Emily knew she must fight, and did not know how. Half of her wanted to respond with a storm of loud crying, to drown this gentle concerned voice with rude noise. Half of her knew, without those words, that that way was disaster, was capitulation, was the acceptance of this last, premature judgment. She said, “If I don’t talk, if I just go on, I think I may be all right, I think.”
“You do not seem to be all right, Emily.”
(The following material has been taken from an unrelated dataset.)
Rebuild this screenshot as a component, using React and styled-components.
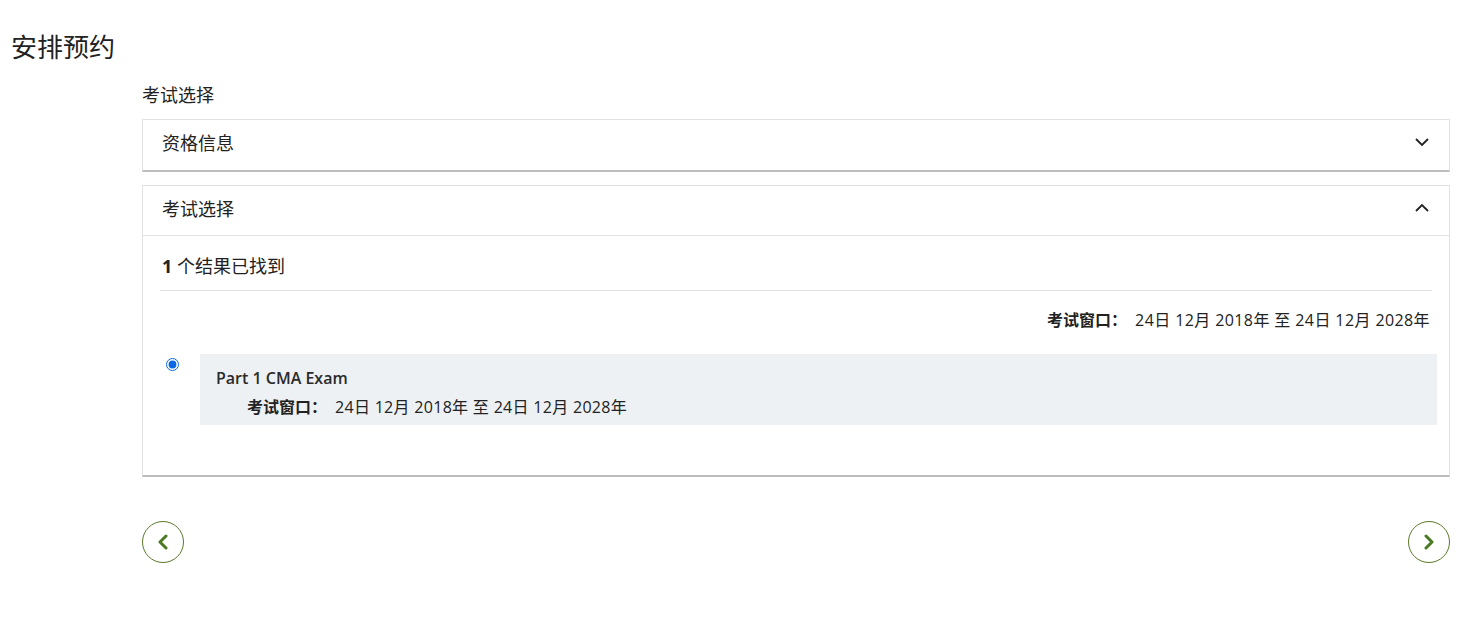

Emily began to feel faint and dizzy as though the mothballs were indeed anaesthetic. She concentrated on the area below the judging face: the little knots and gaps in the crochet work, which lay sluggish and inexact, as crochet, even the best, always will, asymmetrical daisies bordered with little twisted cords. Little twisted cords of the soft thick cotton were tied at Miss Crichton-Walker’s neck, in a constricting little bow that gathered and flounced the work and then hung down in two limp strands, each nearly knotted at its end. Where was Racine, where was the saving thread of reasoned discourse, where the Reader’s dry air? The blinds bellied and swayed slightly. A tapestry of lines of verse like musical notation ran through Emily’s imagination as though on an endless rolling scroll, the orderly repetitious screen of the alexandrine somehow visually mapped by the patterning of Aunt Florrie’s exquisite drawn-thread work, little cornsheaves of threads interspersed by cut openings, tied by minute stitches, a lattice, a trellis.